Dat schept problemen: de anderstaligen worden onzeker, krijgen geen realistisch inzicht in hun eigen competenties en gaan overinvesteren in extra cursussen Nederlands… terwijl sommige sectoren in het buitenland gaan rekruteren met vacatures die Engels als voertaal gebruiken.


(foto's: LDS) (foto boven, Patrick Stevens)
door Luc De Smet, Engineeringnet

Kader:
De Venezolaan Orlando Verde (36), ingenieur informatica, werd met een softwarejob bij een groot telcobedrijf naar België gehaald in 2001. Net voor ‘nine-eleven’ en het barsten van de internetbubbel. Toen er nog zeer actief ingenieurs aangetrokken werden.

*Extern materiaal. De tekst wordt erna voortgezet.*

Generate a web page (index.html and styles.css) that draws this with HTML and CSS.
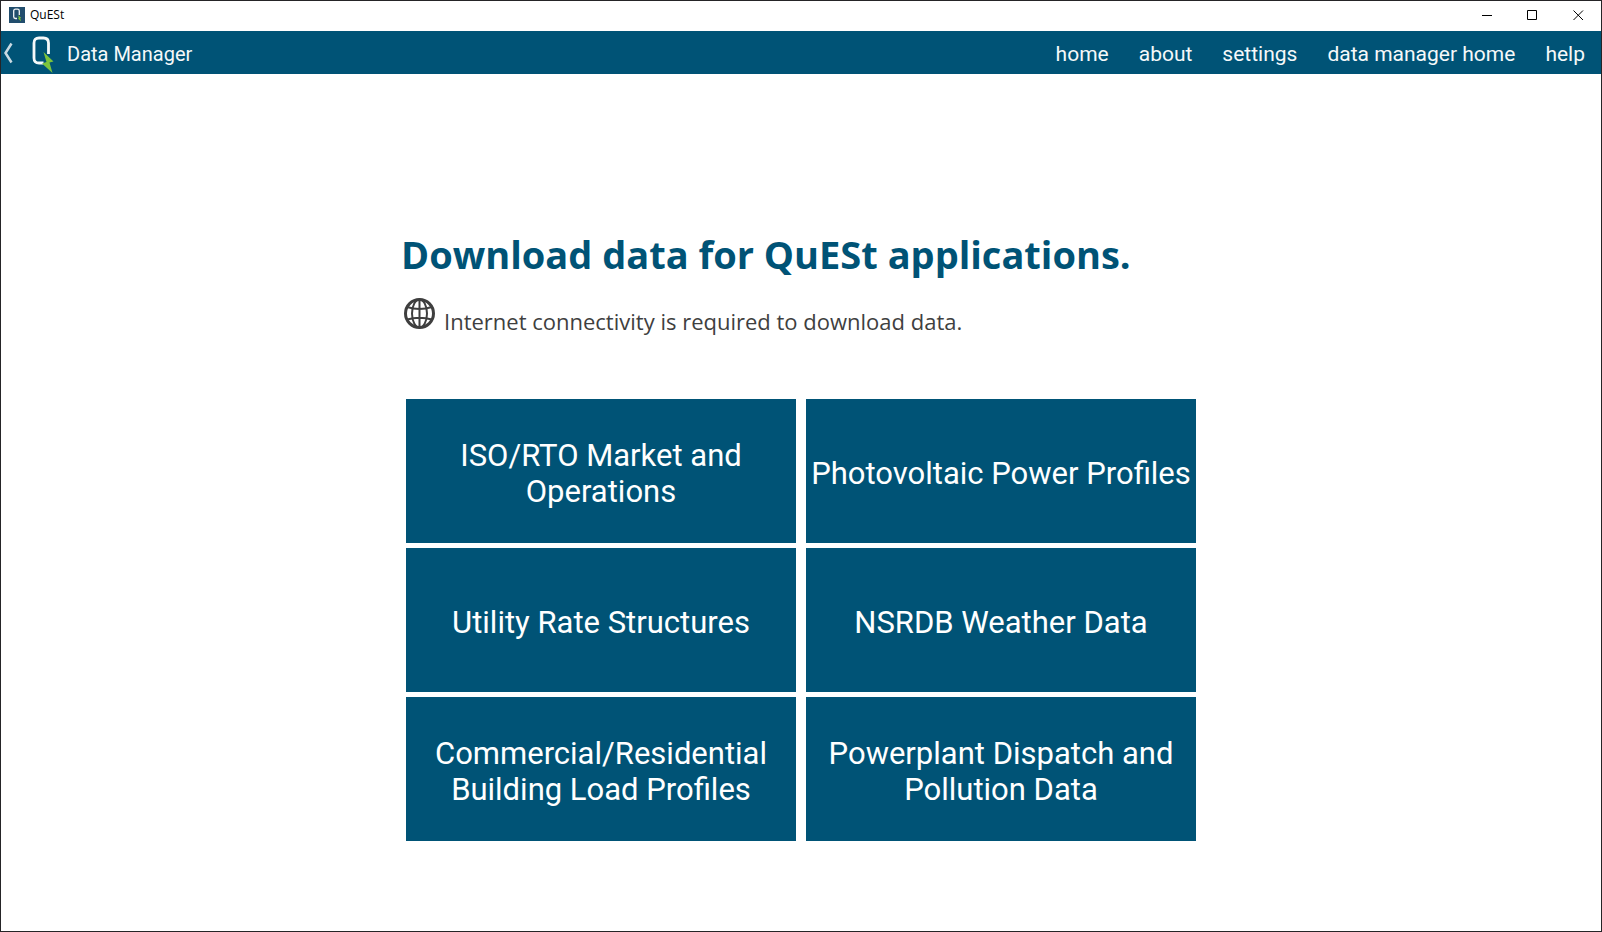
FILE: index.html
```html
<!DOCTYPE html>
<html lang="en">
<head>
<meta charset="utf-8">
<title>QuESt</title>
<link rel="stylesheet" href="styles.css">
</head>
<body>
<div class="window">
  <header class="titlebar">
    <svg class="app-icon" viewBox="0 0 16 16" aria-hidden="true">
      <rect width="16" height="16" fill="#214d6d"/>
      <path d="M8 11.500H6.500Q4.700 11.500 4.700 9.700V4Q4.700 2.200 6.500 2.200H8.500Q10.300 2.200 10.300 4V8" fill="none" stroke="#f2f5f7" stroke-width="1.300"/>
      <path d="M9 8.200L12.200 10.800L11.200 11.200L12 14.200L8.800 11.600L9.900 11.200Z" fill="#7cc33c"/>
    </svg>
    <span class="window-title">QuESt</span>
    <div class="window-controls">
      <button class="control" type="button" aria-label="Minimize"><svg viewBox="0 0 11 11"><path d="M1 5.500H11"/></svg></button>
      <button class="control" type="button" aria-label="Maximize"><svg viewBox="0 0 11 11"><path d="M.5 .5H9.500V9.500H.5Z"/></svg></button>
      <button class="control" type="button" aria-label="Close"><svg viewBox="0 0 11 11"><path d="M.5 .5L10 10M10 .5L.5 10"/></svg></button>
    </div>
  </header>

  <nav class="navbar">
    <button class="back" type="button" aria-label="Back"><svg viewBox="0 0 10 22"><path d="M8.500 1.500L2.500 11L8.500 20.500"/></svg></button>
    <svg class="logo" viewBox="0 0 22 38" aria-hidden="true">
      <path d="M11.500 27H7Q2 27 2 22V7Q2 2 7 2H11.500Q16.500 2 16.500 7V18" fill="none" stroke="#f5f9fa" stroke-width="2.800"/>
      <path d="M11.500 16L21.500 25.500L17.500 26.500L20.500 37L10 27.500L14.500 26Z" fill="#7cc33c"/>
    </svg>
    <span class="screen-name">Data Manager</span>
    <div class="links">
      <a href="#home">home</a>
      <a href="#about">about</a>
      <a href="#settings">settings</a>
      <a href="#data-manager">data manager home</a>
      <a href="#help">help</a>
    </div>
  </nav>

  <main class="content">
    <h1 class="heading">Download data for QuESt applications.</h1>
    <p class="notice">
      <svg class="globe" viewBox="0 0 32 32" aria-hidden="true">
        <circle cx="16.500" cy="16.500" r="14" stroke-width="3"/>
        <ellipse cx="16.500" cy="16.500" rx="7.500" ry="14"/>
        <path d="M16.500 2.500V30.500M4 10Q16.500 14 29 10M4 22.500Q16.500 19 29 22.500"/>
      </svg>
      <span>Internet connectivity is required to download data.</span>
    </p>
    <div class="tiles">
      <button class="tile" type="button">ISO/RTO Market and Operations</button>
      <button class="tile" type="button">Photovoltaic Power Profiles</button>
      <button class="tile" type="button">Utility Rate Structures</button>
      <button class="tile" type="button">NSRDB Weather Data</button>
      <button class="tile" type="button">Commercial/Residential Building Load Profiles</button>
      <button class="tile" type="button">Powerplant Dispatch and Pollution Data</button>
    </div>
  </main>
</div>
</body>
</html>
```

FILE: styles.css
```css
* { box-sizing: border-box; }

body {
  margin: 0;
  font-family: Roboto, "Open Sans", sans-serif;
  background: #fff;
}

button {
  margin: 0;
  padding: 0;
  border: 0;
  background: none;
  font: inherit;
  color: inherit;
}

.window {
  display: flex;
  flex-direction: column;
  min-height: 100vh;
  border: 1px solid #252427;
}

.titlebar {
  display: flex;
  align-items: center;
  height: 30px;
  padding: 0 0 2px 8px;
}

.app-icon {
  width: 16px;
  height: 16px;
}

.window-title {
  margin-left: 5px;
  font: 12px/16px "Open Sans", sans-serif;
  color: #000;
}

.window-controls {
  display: flex;
  height: 100%;
  margin-left: auto;
}

.control {
  display: flex;
  align-items: center;
  justify-content: center;
  width: 46px;
}

.control svg {
  width: 11px;
  height: 11px;
  fill: none;
  stroke: #000;
  stroke-width: 1;
}

.navbar {
  display: flex;
  align-items: center;
  height: 43px;
  padding: 0 16px 0 2px;
  background: #005376;
  color: #f5f9fa;
  font-size: 21px;
  line-height: 24px;
}

.back svg {
  display: block;
  width: 10px;
  height: 22px;
  fill: none;
  stroke: #c9dae2;
  stroke-width: 2.5;
}

.logo {
  width: 22px;
  height: 38px;
  margin: 5px 0 0 19px;
}

.screen-name {
  margin-left: 13px;
  padding-top: 2px;
  font-size: 20px;
}

.links {
  display: flex;
  gap: 30px;
  margin-left: auto;
  padding-top: 2px;
}

.links a {
  color: inherit;
  text-decoration: none;
}

.content {
  display: flex;
  flex: 1;
  flex-direction: column;
  justify-content: center;
  width: 50%;
  margin: 0 auto;
  padding-top: 67px;
}

.heading {
  margin: 0;
  padding-bottom: 4px;
  font: 700 38px/44px "Open Sans", sans-serif;
  color: #005376;
}

.notice {
  display: flex;
  gap: 9px;
  margin: 17px 0 62px;
  padding-left: 2px;
  font: 22px/32px "Open Sans", sans-serif;
  color: #3f3f3f;
}

.notice span { padding-top: 8px; }

.globe {
  width: 32px;
  height: 32px;
  fill: none;
  stroke: #3f3f3f;
  stroke-width: 2;
}

.tiles {
  display: grid;
  grid-template-columns: 1fr 1fr;
  grid-auto-rows: 144px;
  gap: 5px 10px;
  padding: 0 5px;
}

.tile {
  padding-top: 7px;
  background: #005376;
  color: #fff;
  font-size: 31px;
  line-height: 36px;
}
```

Hij is nog steeds actief in dezelfde onderneming. Ondertussen volgde hij een Master-opleiding ‘Intercultural Management’ in Mechelen en daarna liep hij ook filmschool aan de Academie voor Schone Kunsten in Antwerpen. «Daarmee voelde ik me plots thuis.»

Aanvankelijk werkte Verde in het Engels. Na twee cursussen Nederlands voelde hij zich nog steeds ‘sociaal gehandicapt’. Mensen schakelden direct over op Engels toen ze hem hoorden spreken.

Sommigen uit gastvrijheid, anderen uit ongeduld. «Die sociale dynamiek maakt het moeilijk de taal functioneel te leren. Maar in een academische omgeving, waar iedereen Nederlands spreekt, komt het vanzelf.»

Verde is ervan overtuigd dat taal zich sneller ontwikkelt wanneer mensen in een job staan. «Wie zich goed in zijn vel voelt, wanneer de frustratie verdwijnt, integreert ook sneller.»

Hij ervaart dat de maatschappij verwacht dat een migrant zich integreert en bijdraagt aan de samenleving... «maar dan op de wijze die anderen bepalen. En dat is niet ideaal.»

«Mijn migratie was een migratie de luxe», erkent Verde. «Dat zit altijd in mijn achterhoofd. Ik heb steeds een positief verhaal gehad, maar ik ben me ook bewust hoe negatief het kan zijn voor heel veel andere mensen.»